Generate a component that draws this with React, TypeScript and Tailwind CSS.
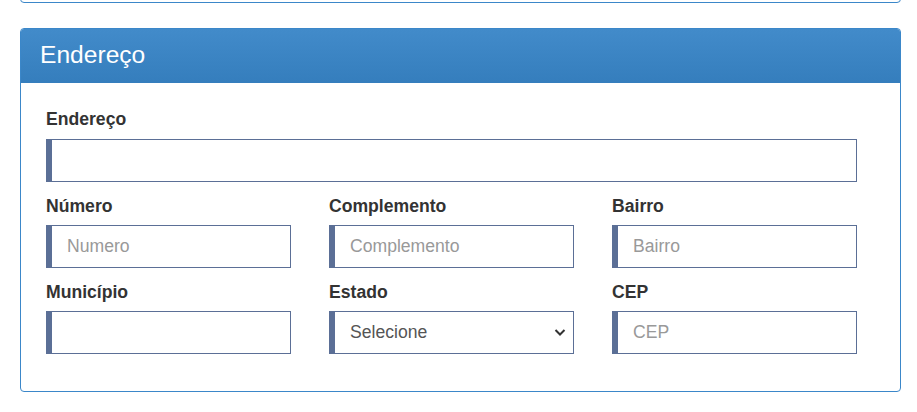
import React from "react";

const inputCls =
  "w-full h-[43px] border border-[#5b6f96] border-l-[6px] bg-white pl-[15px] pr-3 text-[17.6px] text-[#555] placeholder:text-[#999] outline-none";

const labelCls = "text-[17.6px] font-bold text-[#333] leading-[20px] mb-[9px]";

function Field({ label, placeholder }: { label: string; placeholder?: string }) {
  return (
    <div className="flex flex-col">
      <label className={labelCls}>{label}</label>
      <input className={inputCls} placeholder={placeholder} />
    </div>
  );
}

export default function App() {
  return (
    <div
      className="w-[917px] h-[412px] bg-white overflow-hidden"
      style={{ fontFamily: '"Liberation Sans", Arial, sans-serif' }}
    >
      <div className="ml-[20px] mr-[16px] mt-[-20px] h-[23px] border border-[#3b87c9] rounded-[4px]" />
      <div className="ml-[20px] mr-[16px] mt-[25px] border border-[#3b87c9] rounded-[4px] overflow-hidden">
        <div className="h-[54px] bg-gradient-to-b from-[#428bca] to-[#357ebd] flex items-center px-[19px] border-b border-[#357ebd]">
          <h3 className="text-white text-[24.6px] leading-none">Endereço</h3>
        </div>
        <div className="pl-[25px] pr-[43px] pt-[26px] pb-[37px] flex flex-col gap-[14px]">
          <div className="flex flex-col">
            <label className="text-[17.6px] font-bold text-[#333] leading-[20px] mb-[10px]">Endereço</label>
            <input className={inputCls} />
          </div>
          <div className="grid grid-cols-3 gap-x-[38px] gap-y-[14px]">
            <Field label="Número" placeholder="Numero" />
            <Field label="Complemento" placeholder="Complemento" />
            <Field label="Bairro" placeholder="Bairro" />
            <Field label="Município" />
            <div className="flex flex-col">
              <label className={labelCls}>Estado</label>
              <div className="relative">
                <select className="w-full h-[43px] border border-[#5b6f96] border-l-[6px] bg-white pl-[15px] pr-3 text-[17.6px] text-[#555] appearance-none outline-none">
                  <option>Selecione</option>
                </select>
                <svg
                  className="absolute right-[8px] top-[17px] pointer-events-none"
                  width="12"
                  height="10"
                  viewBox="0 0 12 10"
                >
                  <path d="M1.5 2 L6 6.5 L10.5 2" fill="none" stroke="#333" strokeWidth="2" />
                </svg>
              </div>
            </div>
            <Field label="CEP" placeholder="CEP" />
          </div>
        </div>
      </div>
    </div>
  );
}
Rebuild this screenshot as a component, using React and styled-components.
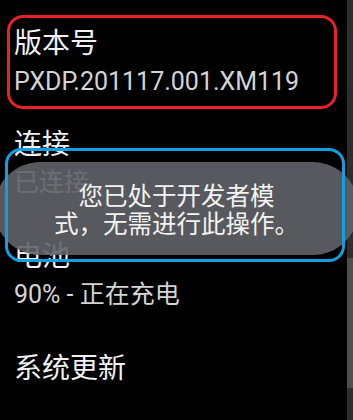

---

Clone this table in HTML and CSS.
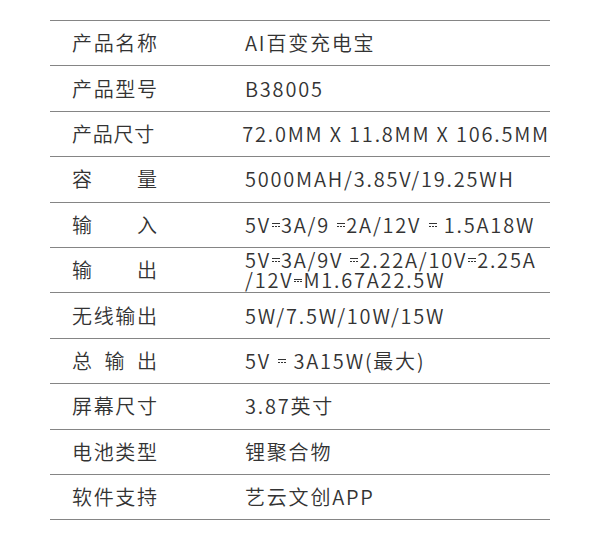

- **Short task**
Give back the exact lines above, running from the one that has "Generate a component" through the one that has "import React from", with nothing added and no pictures.

- **Solution**
Generate a component that draws this with React, TypeScript and Tailwind CSS.
import React from "react";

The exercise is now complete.